### EXERCISE BRIEF
Report the number of lines where the string "this" occurs, and write nothing else.

### RECORD EXCERPTS
* * * * * * *
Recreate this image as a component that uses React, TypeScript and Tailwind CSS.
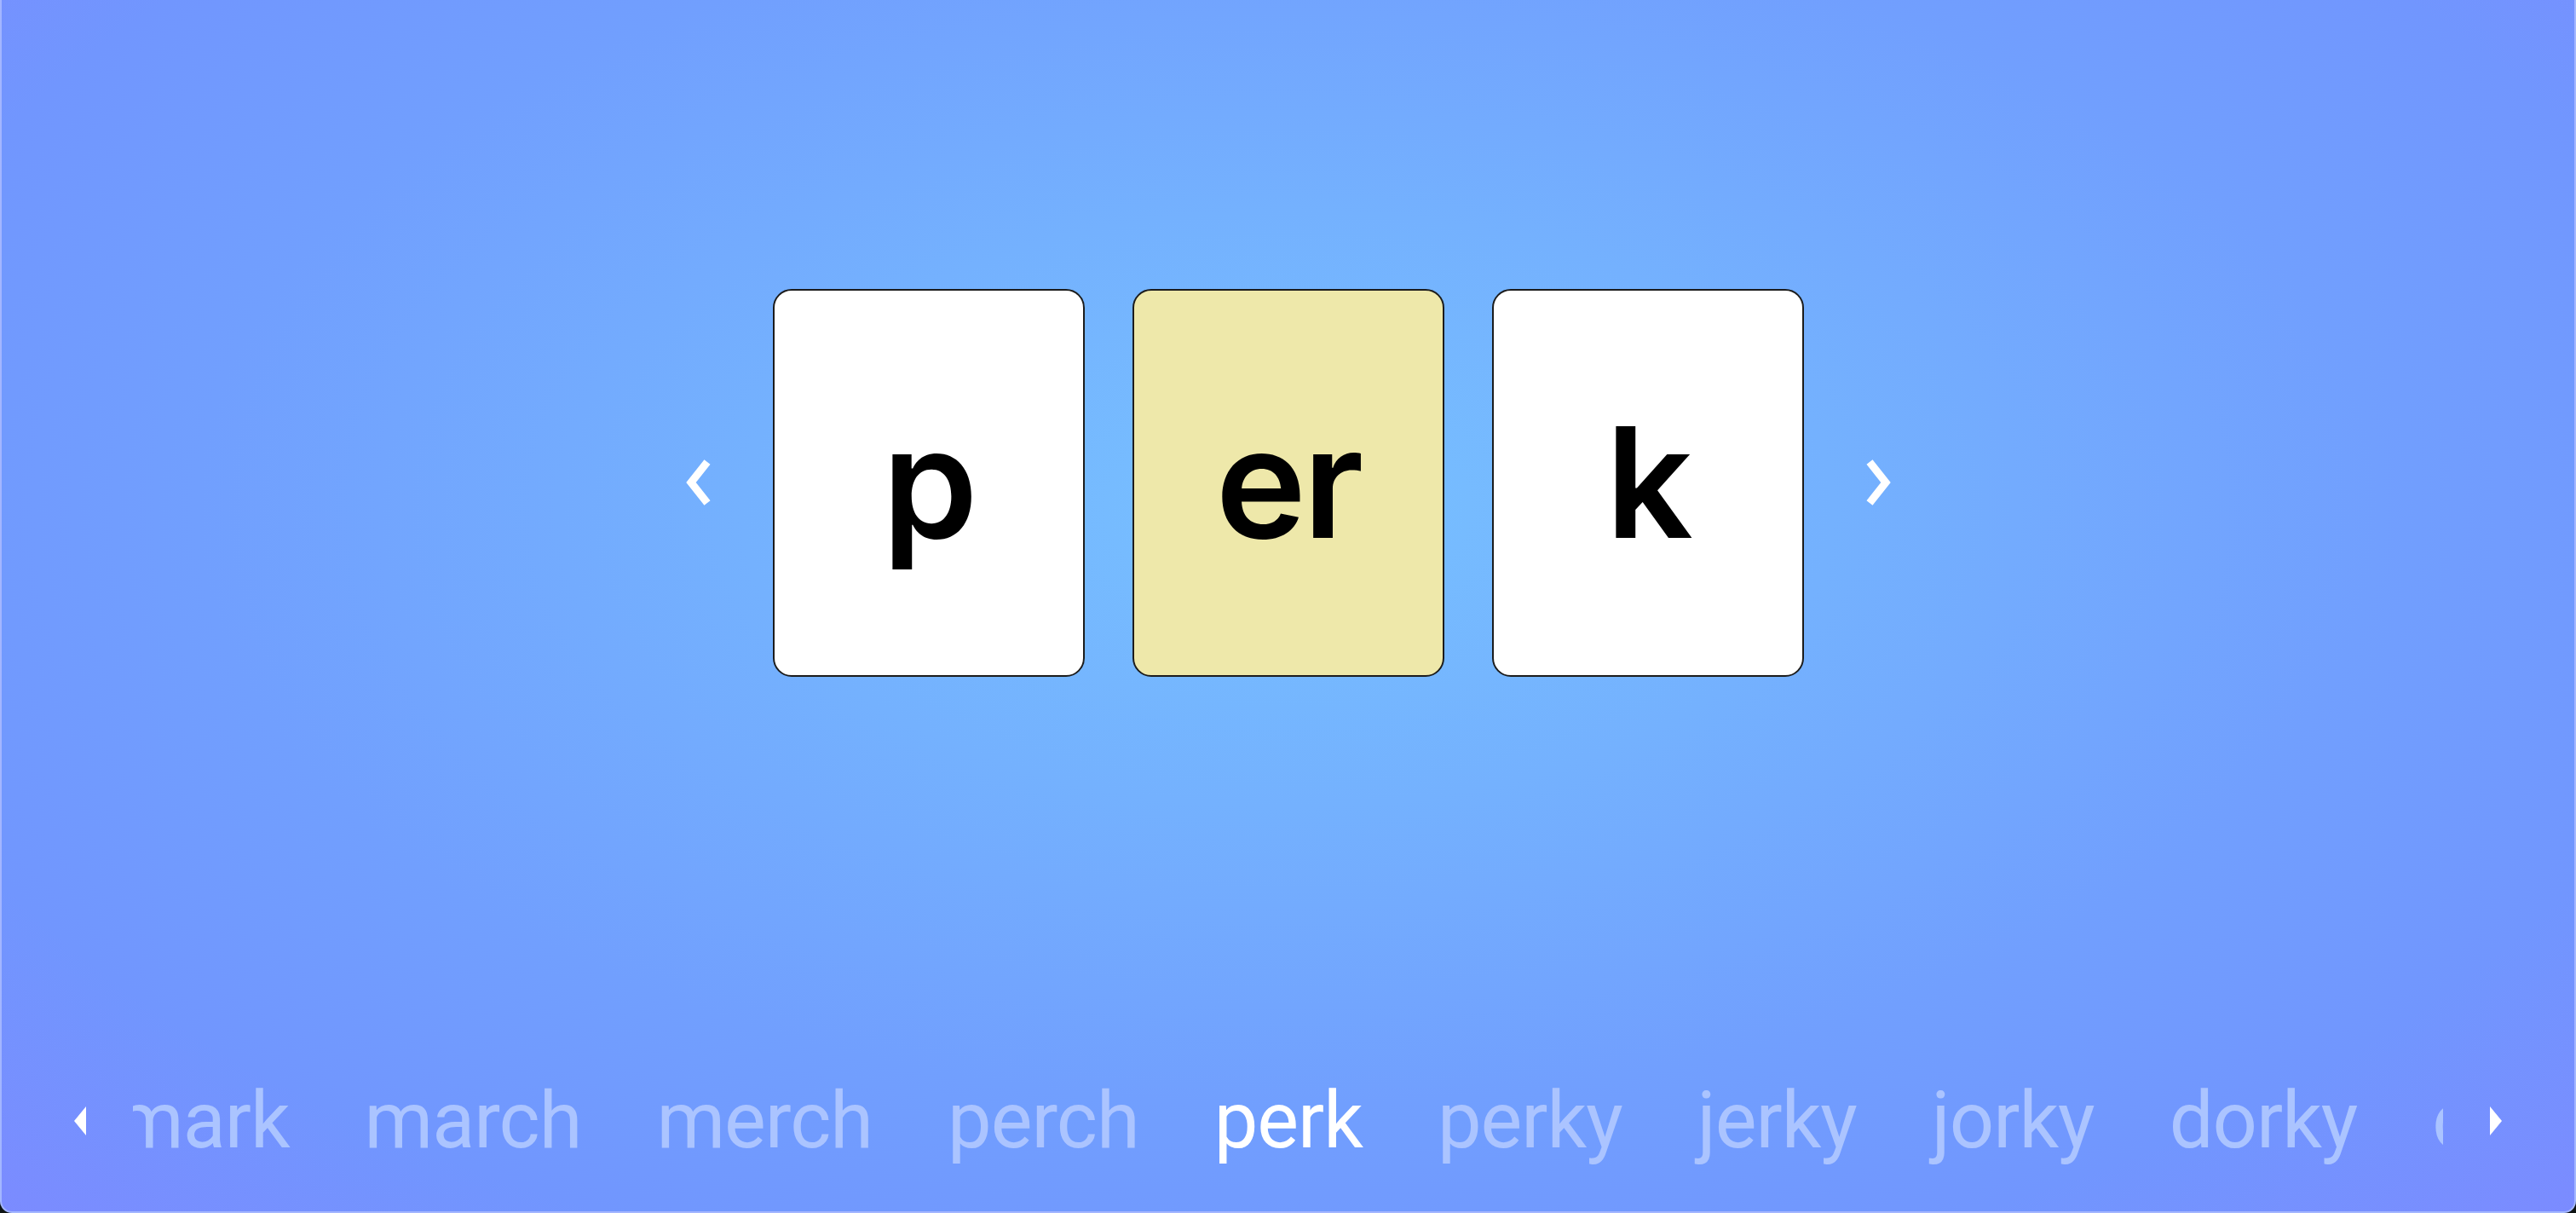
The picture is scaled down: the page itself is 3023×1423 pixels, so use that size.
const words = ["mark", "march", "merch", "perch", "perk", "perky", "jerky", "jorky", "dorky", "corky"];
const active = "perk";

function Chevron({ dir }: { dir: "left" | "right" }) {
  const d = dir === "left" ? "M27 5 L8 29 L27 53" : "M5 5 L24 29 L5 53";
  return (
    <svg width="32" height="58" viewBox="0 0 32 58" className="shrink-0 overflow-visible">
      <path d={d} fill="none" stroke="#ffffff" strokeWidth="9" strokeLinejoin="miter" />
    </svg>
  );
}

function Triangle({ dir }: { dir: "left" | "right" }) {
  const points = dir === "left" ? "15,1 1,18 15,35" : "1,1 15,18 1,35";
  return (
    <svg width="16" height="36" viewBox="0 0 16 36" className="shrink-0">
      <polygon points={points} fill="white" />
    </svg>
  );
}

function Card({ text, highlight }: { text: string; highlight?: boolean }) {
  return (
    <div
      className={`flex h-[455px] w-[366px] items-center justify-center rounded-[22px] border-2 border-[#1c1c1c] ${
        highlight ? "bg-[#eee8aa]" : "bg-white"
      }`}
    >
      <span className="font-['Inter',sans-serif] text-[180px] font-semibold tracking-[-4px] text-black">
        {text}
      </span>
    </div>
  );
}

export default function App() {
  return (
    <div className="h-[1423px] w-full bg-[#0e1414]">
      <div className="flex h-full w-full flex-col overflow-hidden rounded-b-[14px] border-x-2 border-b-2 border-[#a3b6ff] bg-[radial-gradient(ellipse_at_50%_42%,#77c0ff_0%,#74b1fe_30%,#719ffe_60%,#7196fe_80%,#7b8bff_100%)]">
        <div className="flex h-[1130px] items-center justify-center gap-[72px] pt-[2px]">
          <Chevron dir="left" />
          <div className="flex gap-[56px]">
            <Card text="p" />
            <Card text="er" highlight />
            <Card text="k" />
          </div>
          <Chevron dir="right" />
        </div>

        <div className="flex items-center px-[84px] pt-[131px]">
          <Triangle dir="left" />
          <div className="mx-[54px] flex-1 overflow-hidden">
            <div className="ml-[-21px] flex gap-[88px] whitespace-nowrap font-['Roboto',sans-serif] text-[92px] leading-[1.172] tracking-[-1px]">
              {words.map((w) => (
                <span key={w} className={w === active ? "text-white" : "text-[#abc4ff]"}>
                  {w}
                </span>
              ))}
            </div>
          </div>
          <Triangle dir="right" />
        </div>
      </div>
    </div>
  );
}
* * * * * * *
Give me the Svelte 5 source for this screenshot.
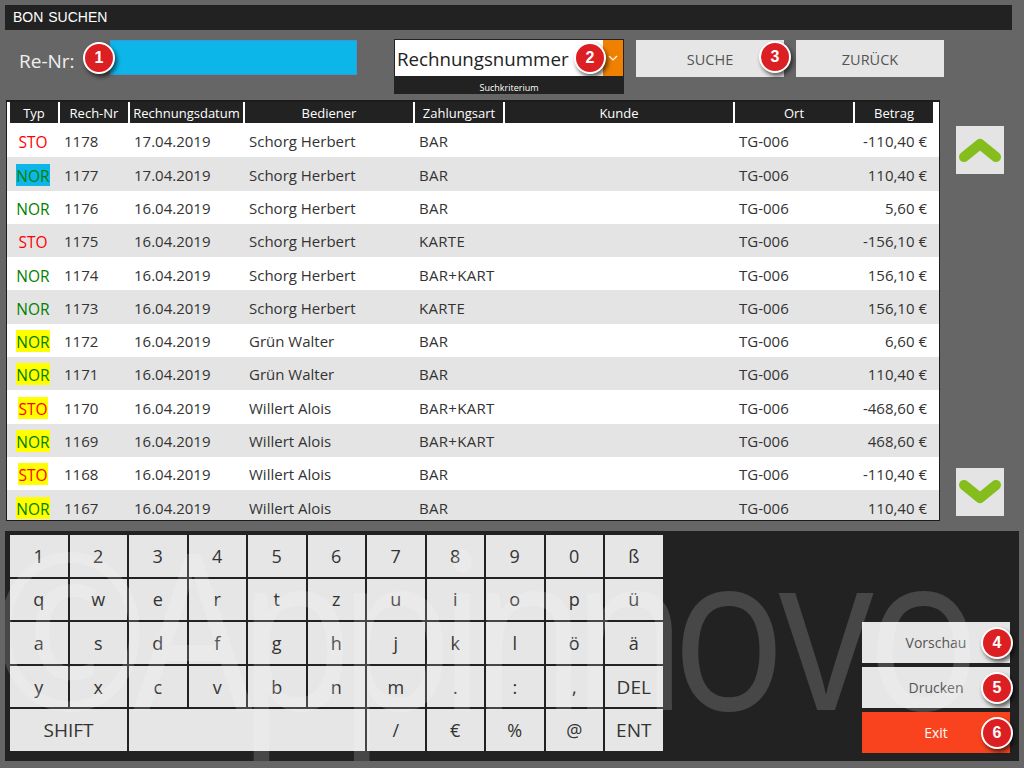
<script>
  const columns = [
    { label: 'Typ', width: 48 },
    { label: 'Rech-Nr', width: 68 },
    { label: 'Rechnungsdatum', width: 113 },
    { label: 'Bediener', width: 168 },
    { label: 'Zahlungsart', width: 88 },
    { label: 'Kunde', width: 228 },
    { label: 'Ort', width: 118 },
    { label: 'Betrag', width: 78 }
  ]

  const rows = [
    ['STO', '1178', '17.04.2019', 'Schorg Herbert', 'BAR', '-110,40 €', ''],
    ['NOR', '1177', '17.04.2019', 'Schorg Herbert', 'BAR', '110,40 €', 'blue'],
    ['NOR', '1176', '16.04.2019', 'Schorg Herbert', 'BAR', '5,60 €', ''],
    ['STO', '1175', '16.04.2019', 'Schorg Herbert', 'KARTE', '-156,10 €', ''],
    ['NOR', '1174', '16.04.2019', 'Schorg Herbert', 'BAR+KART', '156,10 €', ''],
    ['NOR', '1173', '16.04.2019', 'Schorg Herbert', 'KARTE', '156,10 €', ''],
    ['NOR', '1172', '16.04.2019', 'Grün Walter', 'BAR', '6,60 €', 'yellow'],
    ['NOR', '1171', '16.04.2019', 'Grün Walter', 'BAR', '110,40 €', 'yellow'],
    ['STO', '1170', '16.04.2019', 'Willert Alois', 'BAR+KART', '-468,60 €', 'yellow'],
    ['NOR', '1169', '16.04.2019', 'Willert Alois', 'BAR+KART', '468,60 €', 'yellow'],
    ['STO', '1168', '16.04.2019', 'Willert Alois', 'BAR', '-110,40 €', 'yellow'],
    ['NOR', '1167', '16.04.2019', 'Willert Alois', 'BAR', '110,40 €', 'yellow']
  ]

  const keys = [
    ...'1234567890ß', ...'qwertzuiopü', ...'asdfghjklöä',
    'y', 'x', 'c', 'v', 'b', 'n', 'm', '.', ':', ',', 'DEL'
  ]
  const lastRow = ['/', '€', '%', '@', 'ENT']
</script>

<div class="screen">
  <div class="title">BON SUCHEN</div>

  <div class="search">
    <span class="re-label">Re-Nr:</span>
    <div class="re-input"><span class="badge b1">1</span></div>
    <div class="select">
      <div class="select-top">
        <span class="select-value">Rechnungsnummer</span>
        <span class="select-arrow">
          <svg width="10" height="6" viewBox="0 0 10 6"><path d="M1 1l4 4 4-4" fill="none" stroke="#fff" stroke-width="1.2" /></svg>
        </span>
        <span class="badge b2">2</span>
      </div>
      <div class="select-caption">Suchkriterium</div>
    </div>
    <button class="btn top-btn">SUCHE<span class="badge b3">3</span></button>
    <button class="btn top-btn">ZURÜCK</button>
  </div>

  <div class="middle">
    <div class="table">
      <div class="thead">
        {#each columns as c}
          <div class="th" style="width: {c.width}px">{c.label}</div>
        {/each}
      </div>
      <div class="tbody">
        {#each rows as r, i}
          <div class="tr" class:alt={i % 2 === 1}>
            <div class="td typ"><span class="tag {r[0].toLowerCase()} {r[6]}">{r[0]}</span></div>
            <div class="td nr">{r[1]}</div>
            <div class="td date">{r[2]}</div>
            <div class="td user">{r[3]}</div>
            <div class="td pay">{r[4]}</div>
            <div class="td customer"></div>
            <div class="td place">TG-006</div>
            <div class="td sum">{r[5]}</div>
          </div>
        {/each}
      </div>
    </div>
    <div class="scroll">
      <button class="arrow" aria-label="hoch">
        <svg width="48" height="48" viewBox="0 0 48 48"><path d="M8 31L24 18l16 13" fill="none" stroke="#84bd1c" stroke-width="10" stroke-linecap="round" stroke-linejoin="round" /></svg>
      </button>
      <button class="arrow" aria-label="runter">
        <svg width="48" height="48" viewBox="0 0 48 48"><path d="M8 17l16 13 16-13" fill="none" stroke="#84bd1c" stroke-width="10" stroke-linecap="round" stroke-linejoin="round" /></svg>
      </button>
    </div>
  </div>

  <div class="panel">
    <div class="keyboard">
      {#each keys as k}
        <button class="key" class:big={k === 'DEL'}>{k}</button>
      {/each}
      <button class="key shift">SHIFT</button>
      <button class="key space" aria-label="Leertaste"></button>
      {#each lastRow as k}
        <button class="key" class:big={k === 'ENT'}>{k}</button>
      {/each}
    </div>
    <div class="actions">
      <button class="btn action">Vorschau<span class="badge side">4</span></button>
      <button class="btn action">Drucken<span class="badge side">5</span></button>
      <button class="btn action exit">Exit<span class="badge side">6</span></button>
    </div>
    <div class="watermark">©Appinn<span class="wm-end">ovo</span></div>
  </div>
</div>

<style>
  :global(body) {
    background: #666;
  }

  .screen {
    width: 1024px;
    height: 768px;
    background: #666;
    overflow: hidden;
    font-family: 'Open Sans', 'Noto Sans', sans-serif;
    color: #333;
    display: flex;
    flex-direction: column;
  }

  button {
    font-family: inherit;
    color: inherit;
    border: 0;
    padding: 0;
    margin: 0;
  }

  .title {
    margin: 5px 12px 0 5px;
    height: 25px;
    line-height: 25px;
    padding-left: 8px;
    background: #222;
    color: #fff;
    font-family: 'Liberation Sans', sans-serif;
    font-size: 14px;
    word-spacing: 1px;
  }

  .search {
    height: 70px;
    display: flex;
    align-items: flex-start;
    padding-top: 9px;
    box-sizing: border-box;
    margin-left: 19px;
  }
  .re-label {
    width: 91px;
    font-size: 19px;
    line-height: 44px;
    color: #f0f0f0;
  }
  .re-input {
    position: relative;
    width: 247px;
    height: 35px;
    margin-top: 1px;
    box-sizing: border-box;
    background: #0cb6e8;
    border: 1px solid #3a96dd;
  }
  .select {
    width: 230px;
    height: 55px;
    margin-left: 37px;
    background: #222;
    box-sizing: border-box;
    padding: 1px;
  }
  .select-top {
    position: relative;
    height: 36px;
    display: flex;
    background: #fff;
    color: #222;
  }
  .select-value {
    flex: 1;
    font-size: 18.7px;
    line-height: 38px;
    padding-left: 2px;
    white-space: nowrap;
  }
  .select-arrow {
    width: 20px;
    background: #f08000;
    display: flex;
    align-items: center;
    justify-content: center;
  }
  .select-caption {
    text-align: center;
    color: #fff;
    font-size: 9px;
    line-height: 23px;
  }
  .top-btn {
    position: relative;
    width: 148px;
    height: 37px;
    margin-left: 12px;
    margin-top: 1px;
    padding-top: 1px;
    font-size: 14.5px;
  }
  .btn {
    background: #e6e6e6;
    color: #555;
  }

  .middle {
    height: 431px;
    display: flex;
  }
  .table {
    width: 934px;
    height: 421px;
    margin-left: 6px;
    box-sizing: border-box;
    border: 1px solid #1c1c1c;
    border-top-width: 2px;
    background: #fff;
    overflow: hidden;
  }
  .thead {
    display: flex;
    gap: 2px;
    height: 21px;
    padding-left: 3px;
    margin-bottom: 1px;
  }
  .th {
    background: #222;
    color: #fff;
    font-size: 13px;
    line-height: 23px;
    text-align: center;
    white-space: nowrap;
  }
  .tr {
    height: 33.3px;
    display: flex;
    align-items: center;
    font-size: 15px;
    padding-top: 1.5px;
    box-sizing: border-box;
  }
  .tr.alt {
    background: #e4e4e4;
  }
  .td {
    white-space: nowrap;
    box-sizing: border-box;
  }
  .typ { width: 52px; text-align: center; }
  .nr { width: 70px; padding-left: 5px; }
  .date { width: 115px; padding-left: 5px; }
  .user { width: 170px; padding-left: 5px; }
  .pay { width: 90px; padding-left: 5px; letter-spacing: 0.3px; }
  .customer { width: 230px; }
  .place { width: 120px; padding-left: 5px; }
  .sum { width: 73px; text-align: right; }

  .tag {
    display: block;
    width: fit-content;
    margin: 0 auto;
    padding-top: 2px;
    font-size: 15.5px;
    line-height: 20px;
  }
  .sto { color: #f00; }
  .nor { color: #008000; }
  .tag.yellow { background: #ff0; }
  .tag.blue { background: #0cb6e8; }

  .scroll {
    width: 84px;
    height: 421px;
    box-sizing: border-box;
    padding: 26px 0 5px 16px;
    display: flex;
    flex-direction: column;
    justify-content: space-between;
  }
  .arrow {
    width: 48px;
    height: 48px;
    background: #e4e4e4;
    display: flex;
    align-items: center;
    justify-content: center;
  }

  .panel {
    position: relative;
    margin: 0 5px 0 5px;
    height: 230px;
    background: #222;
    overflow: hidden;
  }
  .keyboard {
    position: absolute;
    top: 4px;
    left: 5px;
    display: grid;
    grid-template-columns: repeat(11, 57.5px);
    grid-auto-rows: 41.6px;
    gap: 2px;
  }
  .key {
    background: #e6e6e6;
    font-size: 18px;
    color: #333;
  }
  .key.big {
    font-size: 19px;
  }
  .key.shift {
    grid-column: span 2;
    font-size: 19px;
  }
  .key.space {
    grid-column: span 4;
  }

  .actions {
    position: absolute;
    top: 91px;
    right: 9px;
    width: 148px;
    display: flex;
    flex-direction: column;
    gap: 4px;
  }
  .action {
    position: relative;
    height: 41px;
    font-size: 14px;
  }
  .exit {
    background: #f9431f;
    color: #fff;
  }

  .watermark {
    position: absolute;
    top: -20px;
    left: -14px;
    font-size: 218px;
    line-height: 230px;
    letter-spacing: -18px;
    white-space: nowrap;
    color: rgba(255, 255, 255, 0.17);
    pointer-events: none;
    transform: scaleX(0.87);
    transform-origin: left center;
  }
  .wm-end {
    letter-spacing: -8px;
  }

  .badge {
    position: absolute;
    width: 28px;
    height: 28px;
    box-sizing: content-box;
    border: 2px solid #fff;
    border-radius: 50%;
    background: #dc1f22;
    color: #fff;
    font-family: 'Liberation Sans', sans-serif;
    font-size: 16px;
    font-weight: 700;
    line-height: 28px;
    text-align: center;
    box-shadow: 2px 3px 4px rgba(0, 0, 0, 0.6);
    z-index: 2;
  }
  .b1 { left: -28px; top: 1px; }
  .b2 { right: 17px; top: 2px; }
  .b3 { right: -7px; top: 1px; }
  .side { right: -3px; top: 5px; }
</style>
* * * * * * *
### COMPLETED TASK
2